Anarcho-Surrealist Prison Update


A few months ago, I linked to a story about anarchists in the Spanish Civil War. According to the Guardian, the Iberian anarcho-communists tortured their prisoners by confining them in bizarre cells "inspired by ideas of geometric abstraction and surrealism." I wasn't quite sure that proper anarchists would be building prisons—it seems to contradict the philosophy, y'know—but that just made the tale more surreal.

Now some modern anarchs are crying foul.

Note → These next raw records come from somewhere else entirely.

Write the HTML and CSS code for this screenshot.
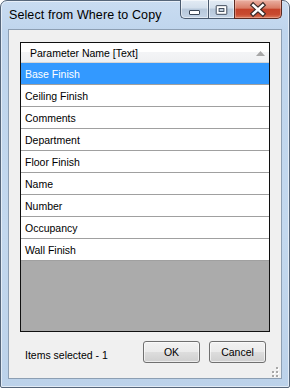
FILE: index.html
```html
<!DOCTYPE html>
<html>
<head>
<meta charset="utf-8">
<link rel="stylesheet" href="styles.css">
</head>
<body>
<div class="window">
  <div class="titlebar">
    <span class="title">Select from Where to Copy</span>
    <div class="caption">
      <div class="cbtn min">
        <svg width="28" height="19" viewBox="0 0 28 19"><rect x="9.5" y="10.5" width="10" height="4" fill="#fff" stroke="#3a4656" rx="0.5"/></svg>
      </div>
      <div class="cbtn max">
        <svg width="26" height="19" viewBox="0 0 26 19"><rect x="7.5" y="5.5" width="11" height="9" fill="#fff" stroke="#3a4656" rx="0.5"/><rect x="10.5" y="8.5" width="5" height="3" fill="#c9d6e4" stroke="#3a4656"/></svg>
      </div>
      <div class="cbtn close">
        <svg width="48" height="19" viewBox="0 0 48 19"><path d="M19 5 L29 14 M29 5 L19 14" stroke="#3b2a28" stroke-width="5" stroke-linecap="square"/><path d="M19 5 L29 14 M29 5 L19 14" stroke="#fff" stroke-width="2.6" stroke-linecap="square"/></svg>
      </div>
    </div>
  </div>
  <div class="client">
    <div class="list">
      <div class="header">
        <span class="header-text">Parameter Name [Text]</span>
        <svg class="sort" width="9" height="5" viewBox="0 0 9 5"><path d="M4.5 0 L9 5 L0 5 Z" fill="#a7a7a7"/></svg>
      </div>
      <div class="row selected">Base Finish</div>
      <div class="row">Ceiling Finish</div>
      <div class="row">Comments</div>
      <div class="row">Department</div>
      <div class="row">Floor Finish</div>
      <div class="row">Name</div>
      <div class="row">Number</div>
      <div class="row">Occupancy</div>
      <div class="row">Wall Finish</div>
      <div class="empty"></div>
    </div>
    <div class="footer">
      <span class="status">Items selected - 1</span>
      <div class="buttons">
        <button class="btn">OK</button>
        <button class="btn">Cancel</button>
      </div>
    </div>
    <div class="grip">
      <svg width="10" height="10" viewBox="0 0 10 10">
        <rect x="7" y="1" width="2" height="2" fill="#fff"/><rect x="6" y="0" width="2" height="2" fill="#a8a8a8"/>
        <rect x="7" y="5" width="2" height="2" fill="#fff"/><rect x="6" y="4" width="2" height="2" fill="#a8a8a8"/>
        <rect x="3" y="5" width="2" height="2" fill="#fff"/><rect x="2" y="4" width="2" height="2" fill="#a8a8a8"/>
        <rect x="7" y="9" width="2" height="1" fill="#fff"/><rect x="6" y="8" width="2" height="2" fill="#a8a8a8"/>
        <rect x="3" y="9" width="2" height="1" fill="#fff"/><rect x="2" y="8" width="2" height="2" fill="#a8a8a8"/>
      </svg>
    </div>
  </div>
</div>
</body>
</html>
```
FILE: styles.css
```css
html, body {
  margin: 0;
  padding: 0;
  background: #ffffff;
}

.window {
  width: 290px;
  height: 388px;
  box-sizing: border-box;
  border: 1px solid #56667a;
  border-radius: 7px 7px 2px 2px;
  background: linear-gradient(180deg, #c9dcf1 0%, #bfd5ed 8%, #c3d8ee 60%, #bcd2ea 100%);
  box-shadow: inset 0 0 0 1px rgba(255, 255, 255, 0.55);
  padding: 0 7px 8px 7px;
  display: flex;
  flex-direction: column;
  font-family: "Liberation Sans", Arial, sans-serif;
}

.titlebar {
  height: 28px;
  display: flex;
  align-items: flex-start;
  flex: none;
}

.title {
  font-family: "Liberation Sans", Arial, sans-serif;
  font-size: 12.5px;
  line-height: 14px;
  color: #000;
  padding-top: 7px;
  padding-left: 1px;
  letter-spacing: 0.1px;
}

.caption {
  margin-left: auto;
  margin-top: -1px;
  display: flex;
  height: 19px;
}

.cbtn {
  box-sizing: border-box;
  height: 19px;
  border: 1px solid #4a5a6e;
  border-top: none;
  display: flex;
}

.cbtn svg {
  display: block;
}

.min {
  width: 28px;
  border-radius: 0 0 0 5px;
  border-right: none;
  background: linear-gradient(180deg, #e3ebf4 0%, #d3dfec 45%, #b6c7da 50%, #c4d4e6 100%);
  box-shadow: inset 0 0 0 1px rgba(255, 255, 255, 0.5);
}

.min svg { margin-left: -1px; }

.max {
  width: 26px;
  border-right: none;
  background: linear-gradient(180deg, #e3ebf4 0%, #d3dfec 45%, #b6c7da 50%, #c4d4e6 100%);
  box-shadow: inset 0 0 0 1px rgba(255, 255, 255, 0.5);
}

.close {
  width: 48px;
  border-radius: 0 0 5px 0;
  border-color: #5b2a22;
  background: linear-gradient(180deg, #eab1a3 0%, #d97c66 45%, #c5432a 52%, #c84a30 80%, #dc7a5c 100%);
  box-shadow: inset 0 0 0 1px rgba(255, 220, 210, 0.35);
}

.client {
  flex: 1;
  position: relative;
  box-sizing: border-box;
  border: 1px solid #8d9fb3;
  background: #f0f0f0;
  padding: 12px 11px 0 11px;
  display: flex;
  flex-direction: column;
}

.list {
  flex: 1;
  display: flex;
  flex-direction: column;
  border: 1px solid #101010;
  background: #ababab;
  font-size: 10.5px;
  color: #000;
}

.header {
  height: 20px;
  box-sizing: border-box;
  border-bottom: 1px solid #d5d5d5;
  background: linear-gradient(180deg, #ffffff 0%, #ffffff 45%, #f3f4f6 50%, #eff0f2 100%);
  display: flex;
  align-items: center;
  padding: 0 4px 0 9px;
}

.header-text {
  flex: 1;
  line-height: 12px;
  padding-top: 1px;
}

.sort {
  display: block;
  margin-top: 1px;
}

.row {
  height: 22px;
  box-sizing: border-box;
  padding: 1px 0 0 4px;
  line-height: 20px;
  background: #ffffff;
  border-bottom: 1px solid #a0a0a0;
  white-space: nowrap;
}

.row.selected {
  background: #3399ff;
  color: #ffffff;
}

.empty {
  flex: 1;
  background: #ababab;
}

.footer {
  height: 46px;
  flex: none;
  box-sizing: border-box;
  display: flex;
  align-items: flex-start;
  padding: 9px 4px 0 5px;
}

.status {
  font-size: 10.5px;
  line-height: 12px;
  padding-top: 8px;
  color: #000;
}

.buttons {
  margin-left: auto;
  display: flex;
  gap: 9px;
}

.btn {
  width: 57px;
  height: 22px;
  box-sizing: border-box;
  margin: 0;
  padding: 0;
  border: 1px solid #707070;
  border-radius: 3px;
  background: linear-gradient(180deg, #f2f2f2 0%, #ebebeb 48%, #dddddd 52%, #cfcfcf 100%);
  box-shadow: inset 0 0 0 1px rgba(255, 255, 255, 0.6);
  font-family: "Liberation Sans", Arial, sans-serif;
  font-size: 10.5px;
  color: #000;
  line-height: 12px;
}

.grip {
  position: absolute;
  right: 1px;
  bottom: 1px;
  width: 10px;
  height: 10px;
}

.grip svg {
  display: block;
}
```
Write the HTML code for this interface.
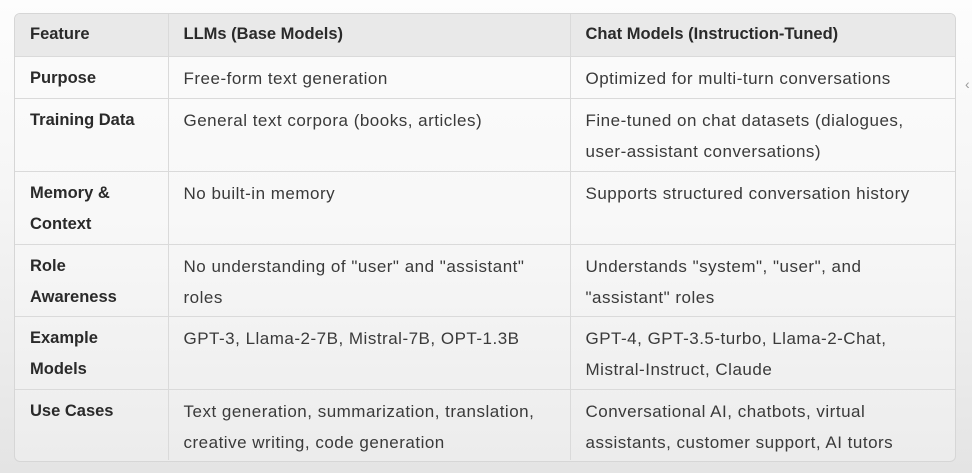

Writing in the Spring 2003 issue of Fifth Estate, a long-lived anarchist journal, Don LaCoss notes that the story's sole source—the alleged courtroom confession of the anarchist Alphonse Laurencic—isn't particularly credible. "In the Soviet example," LaCoss writes, "the accused were tortured until they 'confessed' to espionage, [to] sabotage, or to some other ridiculous crime against Stalin and the people of the U.S.S.R.; in Franco's Spain, captured anarchists, communists, and Republicans admitted before military tribunals that they had raped nuns, encouraged homosexuality, and published hardcore pornography—and, in the case of Alphonse Laurencic, psychologically tortured political prisoners with repeated screenings of Bunuel's Un Chien andalou—as part of a fictitious, sprawling, Judeo-Masonic conspiracy based in Moscow." After providing more details about Francoist repression, LaCoss concludes: "In such a nightmarish context as this, bizarre atrocity propaganda about anarchist torturers' use of 'degenerate art' is not at all surprising."